That part of the spec refers to variables (which the spec calls VSlots), not objects (which the spec calls HStores).
Objects have different lifetimes, and the spec actually allows the destructors to be run anytime between the object being dead and the program ending. So it looks like there won't be any RAII here.
No RAII would be a big change in the behavior of PHP; you should add that information to your critique. I have code that relies on RAII for error recovery and rollback. Any PHP implementation that doesn't do RAII is going to subtly break a lot of code.
It doesn't make sense to force very specific memory lifetimes for variables and then also not do it for objects.

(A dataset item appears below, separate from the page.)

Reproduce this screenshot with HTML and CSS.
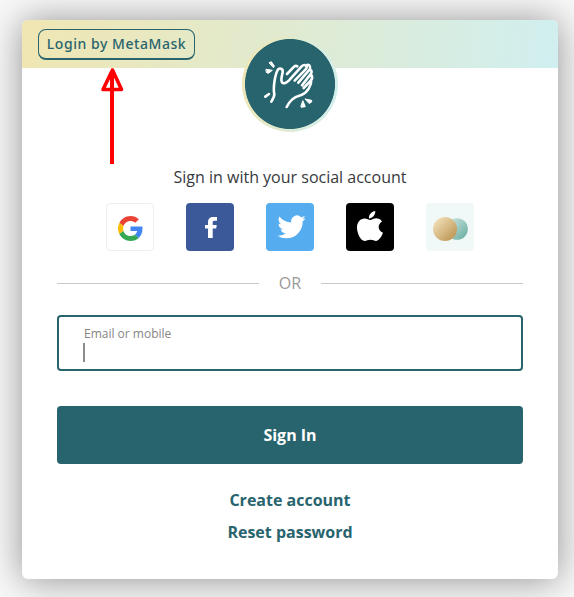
FILE: index.html
```html
<!DOCTYPE html>
<html lang="en">
<head>
<meta charset="utf-8">
<title>Sign in</title>
<link rel="stylesheet" href="styles.css">
</head>
<body>
<main class="card">
  <header class="banner">
    <button class="metamask" type="button">Login by MetaMask</button>
    <svg class="arrow" width="26" height="98" viewBox="0 0 26 98" fill="none" stroke="#f00" stroke-width="4"><path d="M13 97V5"/><path stroke-width="3.600" stroke-linejoin="round" d="M13.500 3L4 22.500H22.500Z"/></svg>
    <div class="logo">
      <svg viewBox="21 18 288 288" fill="none" stroke="#fff" stroke-width="7.800" stroke-linecap="round" stroke-linejoin="round">
        <path d="M109 215C114 207 118 201 118 193C114 176 119 137 128 120C133 112 145 116 143 127C141 138 136 149 141 157C146 163 155 158 162 151L200 109Q207 102 214 107Q218 111 211 119L179 152"/>
        <path d="M156 132L175 112Q181 105 187 109M213 107Q222 101 225 110Q227 115 221 122L190 158M224 119Q233 121 228 131L201 166M229 135Q235 143 227 152L206 174M229 148C230 167 217 188 199 195C175 202 165 211 155 231M91 200L102 192"/>
        <g fill="#fff" stroke-width="3"><path d="M103 98L109 95L118 108L116 112ZM94 118L112 121L100 130L95 128ZM204 213L211 230L199 232L198 229ZM211 207L230 211V216L223 220Z"/></g>
      </svg>
    </div>
  </header>
  <section class="content">
    <p class="intro">Sign in with your social account</p>
    <div class="socials">
      <button class="social google" type="button" aria-label="Google"><svg width="25" height="25" viewBox="0 0 48 48"><path fill="#EA4335" d="M24 9.500c3.540 0 6.710 1.220 9.210 3.600l6.850-6.850C35.900 2.380 30.470 0 24 0 14.620 0 6.510 5.380 2.560 13.220l7.980 6.190C12.430 13.720 17.740 9.500 24 9.500z"/><path fill="#4285F4" d="M46.980 24.550c0-1.570-.15-3.090-.38-4.550H24v9.020h12.940c-.58 2.960-2.260 5.480-4.780 7.180l7.730 6c4.510-4.180 7.090-10.360 7.090-17.650z"/><path fill="#FBBC05" d="M10.530 28.590A14.500 14.500 0 0 1 9.770 24c0-1.600.27-3.140.76-4.590l-7.970-6.190A23.900 23.900 0 0 0 0 24c0 3.880.92 7.540 2.560 10.780z"/><path fill="#34A853" d="M24 48c6.480 0 11.930-2.130 15.890-5.810l-7.730-6C30.010 37.640 27.240 38.490 24 38.490c-6.260 0-11.570-4.220-13.470-9.910l-7.970 6.190C6.510 42.620 14.620 48 24 48z"/></svg></button>
      <button class="social facebook" type="button" aria-label="Facebook"><svg width="12" height="21" viewBox="0 0 12 21"><path fill="#fff" d="M3 21V11.600H0V8H3V5.300C3 1.900 5 0 8.200 0H12V3.700H9.500C7.900 3.700 7.700 4.500 7.700 5.700V8H11.700L11.200 11.600H7.700V21Z"/></svg></button>
      <button class="social twitter" type="button" aria-label="Twitter"><svg width="30" height="30" viewBox="0 0 24 24"><path fill="#fff" d="M23.640 4.940c-.83.370-1.720.620-2.650.730.950-.570 1.680-1.480 2.030-2.550-.890.530-1.880.910-2.930 1.120A4.620 4.620 0 0 0 12.220 8.450C8.390 8.260 4.980 6.420 2.700 3.630A4.600 4.600 0 0 0 4.130 9.790c-.760-.020-1.470-.230-2.090-.580v.060a4.620 4.620 0 0 0 3.700 4.530c-.680.180-1.390.210-2.080.080a4.620 4.620 0 0 0 4.310 3.210A9.260 9.260 0 0 1 1.130 19 13.070 13.070 0 0 0 8.210 21.070c8.490 0 13.130-7.030 13.130-13.130l-.010-.6a9.380 9.380 0 0 0 2.310-2.400z"/></svg></button>
      <button class="social apple" type="button" aria-label="Apple"><svg width="26" height="31" viewBox="0 0 26 31"><path fill="#fff" d="M18.300 0C18.500 4.100 15.500 7.300 12 7.400C11.500 3.800 14.900.5 18.300 0ZM25 10.500C20.200 13.400 20.800 19.700 26 21.800C24.800 25.200 22 29.700 19.300 29.900C17.100 30 16.300 28.700 13.500 28.700C10.700 28.700 9.800 29.900 7.700 30C3.800 30.100 0 22.500 0 16.600C0 10.600 3.700 7.500 7.500 7.400C10 7.400 11.900 9 13.400 9C14.900 9 17.200 7.100 20.300 7.400C22.200 7.500 23.900 8.500 25 10.500Z"/></svg></button>
      <button class="social circles" type="button" aria-label="Other account"><svg width="35" height="24" viewBox="0 0 35 24"><defs><linearGradient id="gold" x1="0" y1="0" x2="1" y2="1"><stop stop-color="#fae9c4"/><stop offset="1" stop-color="#b58c48"/></linearGradient><linearGradient id="mint" x1="0" y1="0" x2="1" y2="1"><stop stop-color="#d2eae3"/><stop offset="1" stop-color="#65aa9e"/></linearGradient></defs><circle cx="24" cy="12" r="10.800" fill="url(#mint)"/><circle cx="12" cy="12" r="12" fill="url(#gold)"/></svg></button>
    </div>
    <div class="divider"><span>OR</span></div>
    <label class="field"><span class="field-label">Email or mobile</span><span class="caret"></span></label>
    <button class="submit" type="button">Sign In</button>
    <nav class="links"><a>Create account</a><a>Reset password</a></nav>
  </section>
</main>
</body>
</html>
```
FILE: styles.css
```css
* { box-sizing: border-box; }
body {
  margin: 0;
  height: 597px;
  padding: 20px 16px 18px 22px;
  overflow: hidden;
  background: #f8f8f8;
  font-family: "Open Sans", "Noto Sans", sans-serif;
  font-size: 16px;
}
button { font: inherit; margin: 0; border: 0; padding: 0; }
svg { display: block; }
.card {
  height: 559px;
  background: #fff;
  border-radius: 6px;
  box-shadow: 0 1px 36px rgba(0, 0, 0, .42);
}
.banner {
  position: relative;
  height: 48px;
  padding: 9px 16px;
  border-radius: 6px 6px 0 0;
  background: linear-gradient(100deg, #f0e6b2, #d0eff0);
}
.metamask {
  display: block;
  width: 157px;
  height: 31px;
  border: 1px solid #28646e;
  border-bottom-width: 2px;
  border-radius: 8px;
  background: none;
  color: #28646e;
  font: 500 14px/28px "Noto Sans", sans-serif;
  letter-spacing: .55px;
  white-space: nowrap;
}
.arrow { position: absolute; left: 77px; top: 47px; }
.logo {
  position: absolute;
  left: 220px;
  top: 16px;
  width: 96px;
  height: 96px;
  border-radius: 50%;
  background: radial-gradient(circle, #28646e 44.600px, transparent 45.400px), linear-gradient(100deg, #f0e6b2, #d0eff0);
}
.content { padding: 97px 35px 0; }
.intro { margin: 0; line-height: 24px; text-align: center; color: #37393d; }
.socials { display: flex; justify-content: center; gap: 32px; margin-top: 14px; }
.social {
  display: flex;
  align-items: center;
  justify-content: center;
  width: 48px;
  height: 48px;
  border-radius: 4px;
}
.google { background: #fff; border: 1px solid #eee; padding-top: 2px; }
.facebook { background: #3b5998; padding-left: 1px; }
.twitter { background: #55acee; padding: 0 0 0 1px; }
.apple { background: #000; padding-bottom: 1px; }
.circles { background: #f0f9f7; padding: 3px 0 0 1px; }
.divider {
  display: flex;
  align-items: center;
  gap: 20px;
  height: 24px;
  margin-top: 20px;
  color: #999;
}
.divider::before, .divider::after { content: ""; flex: 1; height: 1px; background: #c8c8c8; }
.field {
  display: block;
  height: 56px;
  margin-top: 20px;
  padding: 9px 24px;
  border: 2px solid #28646e;
  border-radius: 4px;
}
.field-label { display: block; padding-left: 1px; font-size: 12px; line-height: 16px; color: #858585; }
.caret { display: block; width: 2px; height: 19px; margin-top: 1px; background: #8c8c8c; }
.submit {
  display: block;
  width: 100%;
  height: 58px;
  margin-top: 35px;
  border-radius: 4px;
  background: #28646e;
  color: #fff;
  font-weight: 700;
}
.links {
  display: flex;
  flex-direction: column;
  align-items: center;
  gap: 8px;
  margin-top: 24px;
  color: #28646e;
  font-weight: 700;
  line-height: 24px;
}
```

Yeah, I think you're right. The specific language is:
> Later, if a VStore or HStore becomes unreachable through any existing variable, they become eligible for reclamation to release the memory they occupy. The engine may reclaim a VStore or HStore at any time between when it becomes eligible for reclamation and when the script exits. Before reclaiming an HStore that represents an object, the Engine will invoke the object's destructor if one is defined.
The problem being it's not RAII but a side-effect of reference-counting[0] (Python had the same issue, it's been a pain for alternative implementations and a big reason for `with` being added to the language)
[0] it doesn't work when there's a cycle for instance
PHP developers specifically took into consideration RAII when designing the language. This is why the finally clause for exceptions was not originally part of the language -- it was unnecessary for cleanup if you have RAII. Cycles don't really affect RAII in meaningful way.
> PHP developers specifically took into consideration RAII when designing the language.
No part of that phrase matches reality.
> Cycles don't really affect RAII in meaningful way.
Which is irrelevant because once again what PHP has is not RAII it's reference counting, same as CPython and Objective-C. And because it's refcounting it does have an impact: objects involved in or linked from a cycle are not immediately cleaned up once the cycle goes out of scope because all objects still have a refcount of at least 1.
It's true. When exception handling was added to PHP, RAII was absolutely factored into the design. This is why it didn't get a finally clause to start with -- it's unnecessary.
> Which is irrelevant because once again what PHP has is not RAII it's reference counting
If you have reference counting or stack allocated objects than you can do RAII. You seem to be confused as what these terms mean -- they are not contradictory, they are complimentary. Ref counting allows RAII.
Objects have different lifetimes, and the spec actually allows the destructors to be run anytime between the object being dead and the program ending. So it looks like there won't be any RAII here.